At a minimum, upon publication of the paper, the authors should archive the data or tool on a persistent repository that can provide a digital object identifier (DOI) such as zenodo.org, figshare.com, Archive.org, or institutional repositories. In addition, the DOI-based citation of the dataset or the tool should be included in the camera-ready version of the paper. GitHub provides an easy way to make source code citable (with third tools and with a CITATION file).

Data and Tools showcase submissions are not: * empirical studies, or * datasets that are based on poorly explained or untrustworthy heuristics for data collection, or results of trivial application of generic tools.

If custom tools have been used to create the dataset, we expect the paper to be accompanied by the source code of the tools, along with clear documentation on how to run the tools to recreate the dataset. The tools should be open source, accompanied by an appropriate license; the source code should be citable, i.e., refer to a specific release and have a DOI. If you cannot provide the source code or the source code clause is not applicable (e.g., because the dataset consists of qualitative data), please provide a short explanation of why this is not possible.

Evaluation Criteria

The Review Criteria for the Data/Tool Showcase submissions are as follows:

  • value, usefulness, and reusability of the datasets or tools.
  • quality of the presentation.
  • clarity of relation with related work and its relevance to mining software repositories.
  • availability of the datasets or tools.

Important Dates

  • Paper Deadline: Friday 8th December 2023
  • Author Notification: Friday 12th January 2024
  • Camera Ready Deadline: Sunday 28th January 2024

Submission

Submit your paper (maximum 4 pages, plus 1 additional page of references) via the HotCRP submission site: https://msr2024-data-tool.hotcrp.com/.

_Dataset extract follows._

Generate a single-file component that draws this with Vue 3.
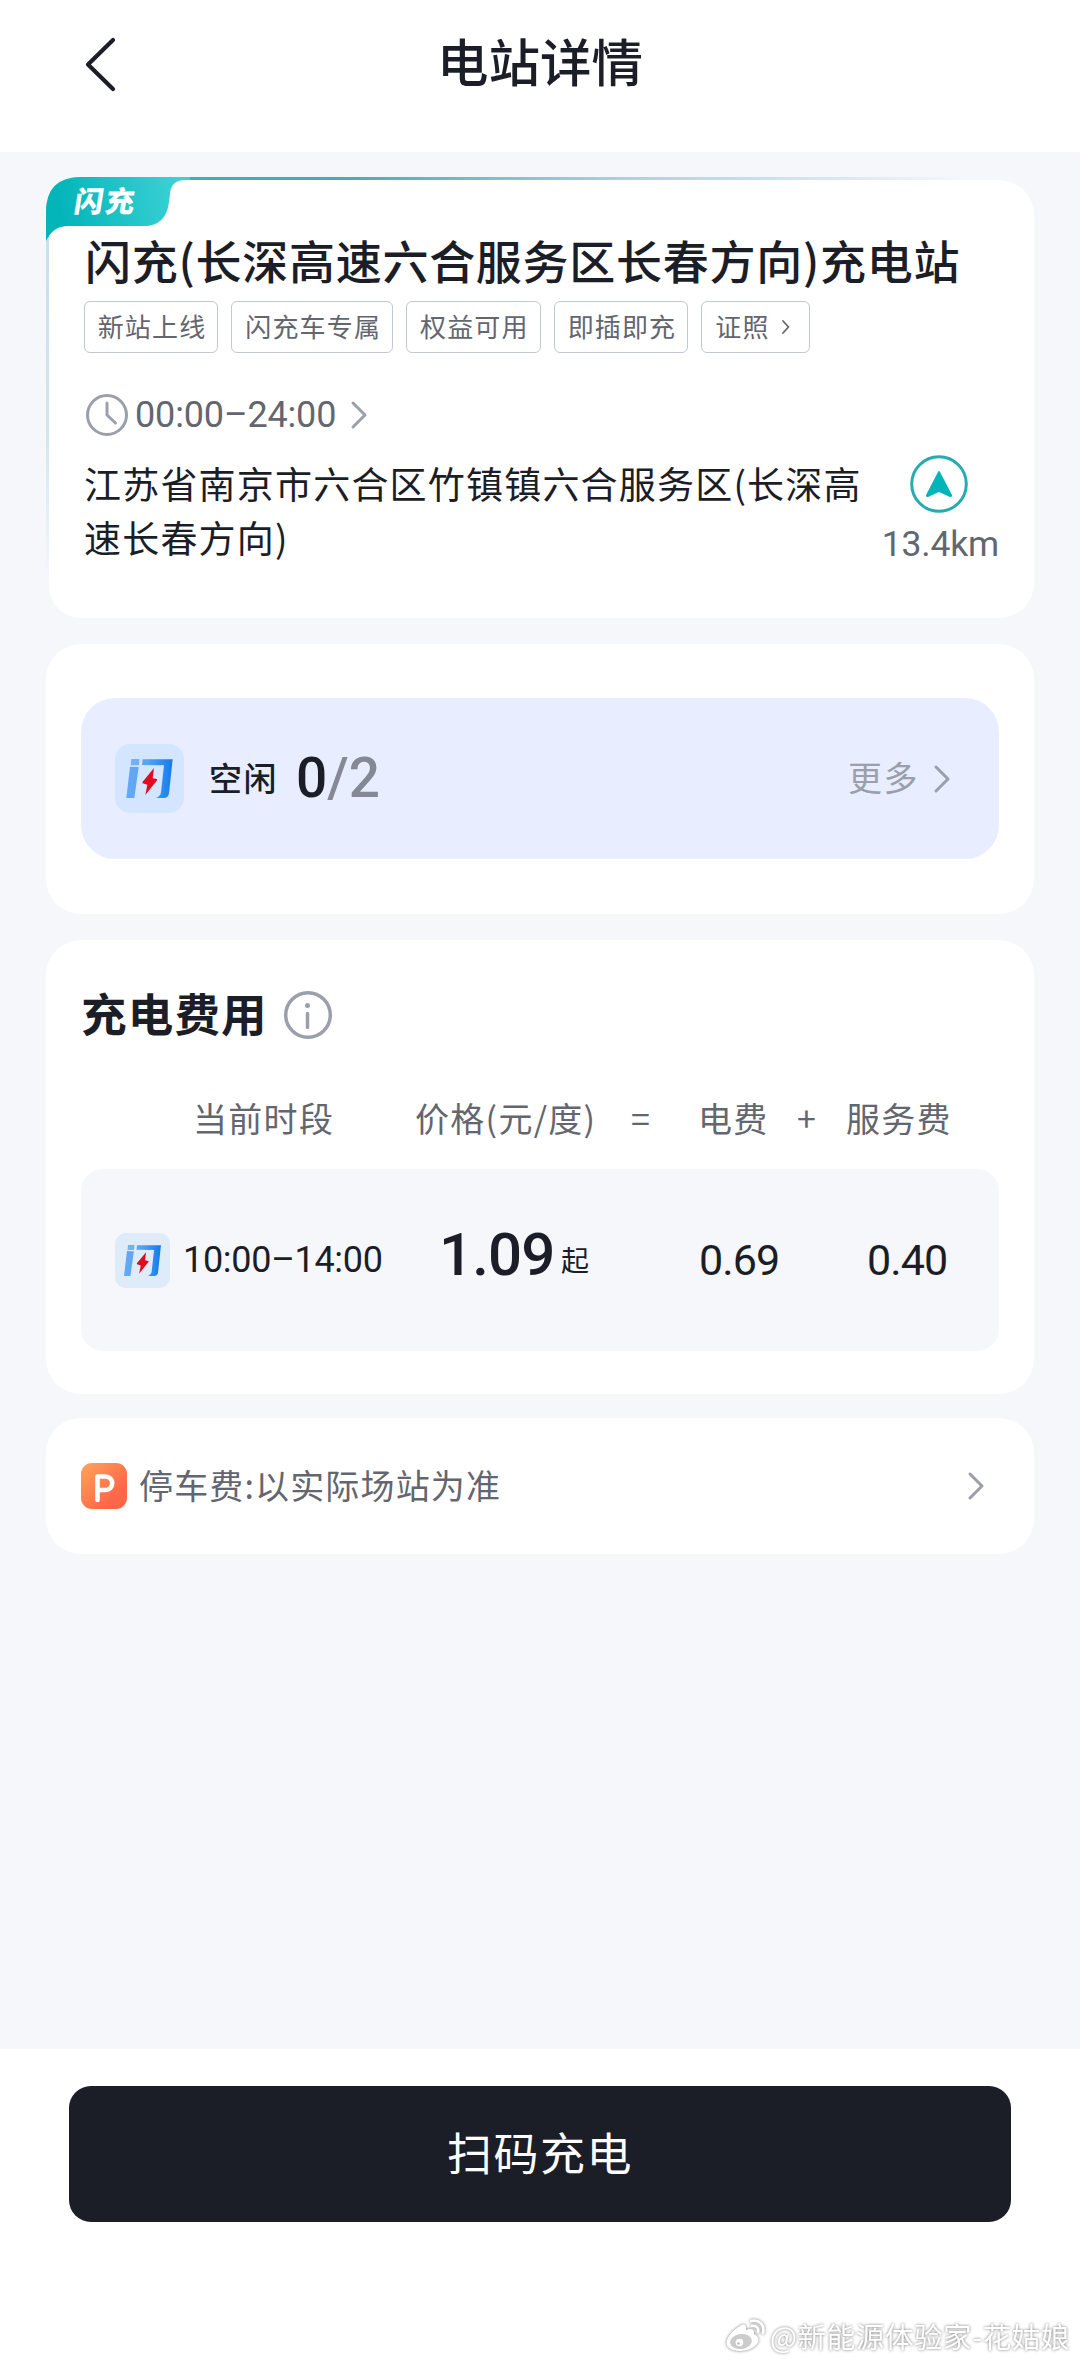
<script setup>
const tags = ['新站上线', '闪充车专属', '权益可用', '即插即充']
const addressLines = ['江苏省南京市六合区竹镇镇六合服务区(长深高', '速长春方向)']
</script>

<template>
  <div class="page">
    <svg class="defs" width="0" height="0" aria-hidden="true">
      <defs>
        <linearGradient id="flash-blue" x1="34" y1="0" x2="173" y2="0" gradientUnits="userSpaceOnUse">
          <stop offset="0" stop-color="#66a9f5" />
          <stop offset="0.45" stop-color="#5aa3f1" />
          <stop offset="1" stop-color="#127bee" />
        </linearGradient>
        <symbol id="flash" viewBox="0 0 207 207">
          <path fill="url(#flash-blue)" opacity="0.85" d="M49 45H73L72 64H47Z" />
          <path fill="url(#flash-blue)" d="M45 68L71 69L58 162H34Z" />
          <path fill="url(#flash-blue)" d="M83 46H173L162 148Q160 162 147 162H123Q136 158 138 145L147 64L81 63Z" />
          <path fill="#e10b1e" d="M117 72L113 103L126 105Q127 108 125 110L91 153L97 122L83 118Q81 116 83 113Z" />
        </symbol>
      </defs>
    </svg>

    <header class="nav">
      <svg class="back" viewBox="0 0 34 58"><path d="M29 5L4 29.500L29 54" /></svg>
      <h1>电站详情</h1>
    </header>

    <main>
      <section class="card station">
        <div class="ribbon">
          <svg viewBox="0 0 144 64">
            <defs>
              <linearGradient id="rb" x1="0" y1="30" x2="130" y2="0" gradientUnits="userSpaceOnUse">
                <stop offset="0.1" stop-color="#03b5b9" />
                <stop offset="1" stop-color="#3bd1d5" />
              </linearGradient>
            </defs>
            <path fill="url(#rb)" d="M0 64V35Q0 0 35 0H144V3H139Q125 3 124 17L123 25Q120 49 98 49H22Q7 49 0 64Z" />
          </svg>
          <span>闪充</span>
        </div>
        <h2>闪充(长深高速六合服务区长春方向)充电站</h2>
        <div class="tags">
          <span v-for="t in tags" :key="t" class="tag">{{ t }}</span>
          <span class="tag">证照<svg class="mini" viewBox="0 0 10 16"><path d="M2 2L7.500 8L2 14" /></svg></span>
        </div>
        <div class="hours">
          <svg class="clock" viewBox="0 0 42 42"><circle cx="21" cy="21" r="19.500" /><path d="M21 9V21L29.500 29" /></svg>
          <span>00:00<i>–</i>24:00</span>
          <svg class="chev" viewBox="0 0 16 28"><path d="M2 2L14 14L2 26" /></svg>
        </div>
        <div class="where">
          <p><span v-for="l in addressLines" :key="l">{{ l }}</span></p>
          <div class="distance">
            <svg viewBox="0 0 58 58">
              <circle cx="29" cy="29" r="27.300" />
              <path d="M28 17Q29 15 30 17L42 40Q42.500 42.500 40 42L29 37L18 42Q15.500 42.500 16 40Z" />
            </svg>
            <span>13.4km</span>
          </div>
        </div>
      </section>

      <section class="card idle">
        <div class="idle-box">
          <svg class="flash-icon"><use href="#flash" /></svg>
          <span class="idle-label">空闲</span>
          <span class="idle-count"><b>0</b>/2</span>
          <span class="more">更多</span>
          <svg class="chev" viewBox="0 0 16 28"><path d="M2 2L14 14L2 26" /></svg>
        </div>
      </section>

      <section class="card fee">
        <div class="fee-title">
          <h3>充电费用</h3>
          <svg viewBox="0 0 50 50"><circle cx="25" cy="25" r="22.300" /><path d="M24.500 23.500V37.500" /><circle class="dot" cx="24.500" cy="15.500" r="2.500" /></svg>
        </div>
        <div class="fee-row head">
          <span class="c1">当前时段</span><span class="c2">价格(元/度)</span><span class="c3">=</span>
          <span class="c4">电费</span><span class="c5">+</span><span class="c6">服务费</span>
        </div>
        <div class="fee-row body">
          <svg class="flash-icon"><use href="#flash" /></svg>
          <span class="time">10:00<i>–</i>14:00</span>
          <span class="price">1.09</span><span class="from">起</span>
          <span class="p1">0.69</span><span class="p2">0.40</span>
        </div>
      </section>

      <section class="card parking">
        <svg class="p-icon" viewBox="0 0 46 46">
          <defs>
            <linearGradient id="pk" x1="0" y1="0" x2="1" y2="1">
              <stop offset="0" stop-color="#ffa45c" />
              <stop offset="0.75" stop-color="#ff6647" />
            </linearGradient>
          </defs>
          <rect width="46" height="46" rx="11" fill="url(#pk)" />
          <path d="M16.500 37V13.500H24.500A6.700 6.700 0 0 1 24.500 27H17" />
        </svg>
        <span>停车费:以实际场站为准</span>
        <svg class="chev" viewBox="0 0 16 28"><path d="M2 2L14 14L2 26" /></svg>
      </section>
    </main>

    <footer>
      <button>扫码充电</button>
      <div class="mark">
        <svg viewBox="0 0 40 34">
          <path class="fill" d="M15 7C19 4 22 6 21 11C26 9 30 10 29 15C34 17 35 22 31 26C25 33 9 34 3 28C-2 22 7 11 15 7Z" />
          <ellipse class="ring" cx="16" cy="22.500" rx="11" ry="7.500" transform="rotate(-8 16 22.500)" />
          <circle class="pupil" cx="14.500" cy="23.500" r="3.800" />
          <circle class="iris" cx="13.500" cy="24.500" r="1.300" />
          <path class="wave" d="M27 7C31 6 34 9 33 13M26 2C34 0 40 6 38 14" />
        </svg>
        <span>@新能源体验家-花姑娘</span>
      </div>
    </footer>
  </div>
</template>

<style>
body { background: #fff; }
</style>

<style scoped>
.page {
  width: 1080px;
  height: 2364px;
  display: flex;
  flex-direction: column;
  overflow: hidden;
  background: #f5f7fb;
  color: #1b1d27;
  font-family: "Noto Sans CJK SC", sans-serif;
  white-space: nowrap;
}
.page * { box-sizing: border-box; }
.defs { position: absolute; }
svg { display: block; flex: none; fill: none; stroke-linecap: round; stroke-linejoin: round; overflow: visible; }
h1, h2, h3, p { margin: 0; }
i { font-style: normal; }

.nav { position: relative; height: 152px; flex: none; background: #fff; display: flex; justify-content: center; }
.back { position: absolute; left: 84px; top: 35px; width: 34px; height: 58px; stroke: #1b1d27; stroke-width: 4.200; }
h1 { height: 124px; line-height: 120px; font-size: 51.500px; font-weight: 500; padding-left: 0; }

main { flex: 1; padding: 25px 46px 0; display: flex; flex-direction: column; }
.card { background: #fff; border-radius: 35px; }

.station { position: relative; height: 441px; padding: 56px 35px 0 37px; }
.station::before {
  content: "";
  position: absolute;
  inset: 0;
  border-radius: 35px;
  background: linear-gradient(90deg, #2fb6bb 0, #45acb8 300px, #a9d2e0 580px, #d8e6f2 780px, #f5f7fb 920px) top / 100% 60px no-repeat,
    linear-gradient(#c5dfec 0, #cfe5f2 250px, #f5f7fb 400px);
}
.station::after {
  content: "";
  position: absolute;
  inset: 3px 0 0 3px;
  border-radius: 32px 35px 35px 32px;
  background: #fff;
}
.station > * { position: relative; z-index: 1; }
.station > .ribbon { position: absolute; left: 0; top: 0; width: 144px; height: 64px; }
.ribbon span {
  position: absolute; left: 29px; top: 0; line-height: 45px;
  font-size: 29px; font-weight: 900; color: #fff; letter-spacing: 2px; transform: skewX(-9deg);
}
h2 { height: 68px; line-height: 52px; font-size: 46px; font-weight: 500; letter-spacing: 0.720px; padding-left: 2px; }
.tags { display: flex; gap: 13px; height: 52px; padding-left: 0.700px; }
.tag {
  height: 52px; padding: 0 11px 3px 13px; line-height: 44px; border: 1.500px solid #c3c7cf; border-radius: 6px;
  font-size: 26px; letter-spacing: 1.150px; color: #63666e; display: flex; align-items: center;
}
.mini { width: 10px; height: 16px; margin: 3px 7px 0 11px; stroke: #63666e; stroke-width: 1.800; }
.hours { height: 42px; margin-top: 41px; padding-left: 3px; display: flex; align-items: center; }
.clock { width: 42px; height: 42px; stroke: #9a9fab; stroke-width: 3; }
.hours span { width: 202px; margin-left: 7px; font-family: Roboto, sans-serif; font-size: 36px; letter-spacing: -0.150px; line-height: 40px; color: #63666e; padding-bottom: 1px; }
.chev { width: 16px; height: 28px; stroke: #9a9fab; stroke-width: 3; }
.hours .chev { margin-left: 14px; }
.where { display: flex; justify-content: space-between; margin-top: 18px; padding-left: 1px; }
.where p span { display: block; height: 54px; line-height: 58px; font-size: 37px; letter-spacing: 1.200px; }
.distance { display: flex; flex-direction: column; align-items: center; color: #63666e; }
.distance svg { width: 58px; height: 58px; margin-top: 1px; margin-right: 2px; }
.distance circle { stroke: #25acb1; stroke-width: 3; }
.distance path { fill: #03b5b9; }
.distance span { font-family: Roboto, sans-serif; font-size: 35.500px; line-height: 42px; margin-top: 10px; letter-spacing: -0.200px; }

.idle { margin-top: 26px; height: 270px; padding: 54px 35px; }
.idle-box { height: 161px; border-radius: 34px; background: #e8eeff; padding: 0 49px 0 34px; display: flex; align-items: center; }
.idle .flash-icon { width: 69px; height: 69px; border-radius: 15px; background: #d3e5ff; }
.idle-label { width: 67px; font-size: 33px; letter-spacing: 1.500px; font-weight: 500; margin-left: 25px; line-height: 80px; padding-bottom: 3px; }
.idle-count { font-family: Roboto, sans-serif; font-size: 55px; font-weight: 500; color: #858995; margin-left: 20px; flex: 1; line-height: 78px; padding-bottom: 2px; }
.idle-count b { font-weight: 500; color: #1b1d27; }
.more { font-size: 34px; letter-spacing: 1.500px; color: #9a9fab; margin-right: 15px; padding-bottom: 4px; }

.fee { margin-top: 26px; height: 454px; padding: 50px 35px 0; }
.fee-title { height: 50px; display: flex; align-items: center; }
h3 { width: 202px; font-size: 45.500px; font-weight: 700; line-height: 50px; letter-spacing: 1.200px; padding: 0 0 6px; }
.fee-title svg { width: 50px; height: 50px; stroke: #9a9fab; stroke-width: 3.500; }
.fee-title .dot { fill: #9a9fab; stroke: none; }
.fee-row { display: flex; align-items: center; }
.head { height: 129px; font-size: 34px; color: #63666e; line-height: 60px; padding-top: 26px; letter-spacing: 1.300px; }
.head span { flex: none; }
.c1 { width: 222px; margin-left: 112px; }
.c2 { width: 216px; }
.c3 { width: 67px; }
.c4 { width: 99px; }
.c5 { width: 49px; }
.body { height: 182px; border-radius: 22px; background: #f5f7fb; }
.body span { font-family: Roboto, "Noto Sans CJK SC", sans-serif; flex: none; line-height: 60px; }
.fee .flash-icon { width: 55px; height: 55px; border-radius: 11px; background: #deecfa; margin-left: 34px; }
.body .time { width: 256px; margin-left: 13px; font-size: 36px; letter-spacing: -0.300px; padding-bottom: 1px; }
.body .price { width: 122px; font-size: 60px; font-weight: 500; letter-spacing: -0.900px; padding-bottom: 10px; }
.body .from { width: 138px; font-size: 28px; padding-top: 3px; }
.p1, .p2 { font-size: 43px; letter-spacing: -0.900px; }
.p1 { width: 168px; }

.parking { margin-top: 24px; height: 136px; padding: 0 50px 0 35px; display: flex; align-items: center; }
.p-icon { width: 46px; height: 46px; stroke: #fff; stroke-width: 4.600; }
.p-icon rect { stroke: none; }
.parking span { flex: 1; margin-left: 12px; font-size: 34px; letter-spacing: 1.150px; color: #63666e; padding-bottom: 4px; }

footer { height: 315px; flex: none; background: #fff; padding: 37px 69px 0; position: relative; }
button {
  display: block; width: 942px; height: 136px; border: 0; border-radius: 22px; background: #1b1d27; color: #fff;
  font: 400 45px/130px "Noto Sans CJK SC", sans-serif; letter-spacing: 1.500px; padding: 0 0 5px;
}
.mark { position: absolute; right: 10px; top: 269px; height: 36px; display: flex; align-items: center; gap: 5px; filter: drop-shadow(0 0 1.500px #777); }
.mark svg { width: 40px; height: 34px; }
.fill { fill: #fff; }
.ring { fill: #ccc; }
.pupil { fill: #fff; }
.iris { fill: #bbb; }
.wave { stroke: #fff; stroke-width: 2.800; }
.mark span { font-size: 28.500px; line-height: 36px; color: #fff; letter-spacing: 0.600px; }
</style>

Submitted papers will undergo single-anonymous peer review. We opt for a single-anonymous peer review (i.e., authors’ names should be listed on the manuscript, as opposed to the double-anonymous peer review of the main track) due to the requirement above to describe the ways how data has been used in the previous studies, including the bibliographic reference to those studies. Such a reference is likely to disclose the authors’ identity.

To make research datasets and research software accessible and citable, we further encourage authors to attend to the FAIR rules, i.e., data should be: Findable, Accessible, Interoperable, and Reusable.

All authors should use the official “ACM Primary Article Template”, as can be obtained from the ACM Proceedings Template page. LaTeX users should use the sigconf option, as well as the review (to produce line numbers for easy reference by the reviewers) options, and please do not use the anonymous option(i.e., to comply with the single-anonymous peer review policy). To that end, the following LaTeX code can be placed at the start of the LaTeX document:

\documentclass[sigconf,review]{acmart}

\acmConference[MSR 2024]{21st International Conference on Mining Software Repositories}{April 2024}{Lisbon, Portugal}

Papers submitted for consideration should not have been published elsewhere and should not be under review or submitted for review elsewhere for the duration of consideration. ACM plagiarism policies and procedures shall be followed for cases of double submission. The submission must also comply with the IEEE Policy on Authorship. Please read the ACM Policy on Plagiarism, Misrepresentation, and Falsification and the IEEE - Introduction to the Guidelines for Handling Plagiarism Complaints before submitting.

Upon notification of acceptance, all authors of accepted papers will be asked to complete a copyright form and will receive further instructions for preparing their camera-ready versions. At least one author of each paper is expected to register and present the results at the MSR 2024 conference. All accepted contributions will be published in the conference’s electronic proceedings.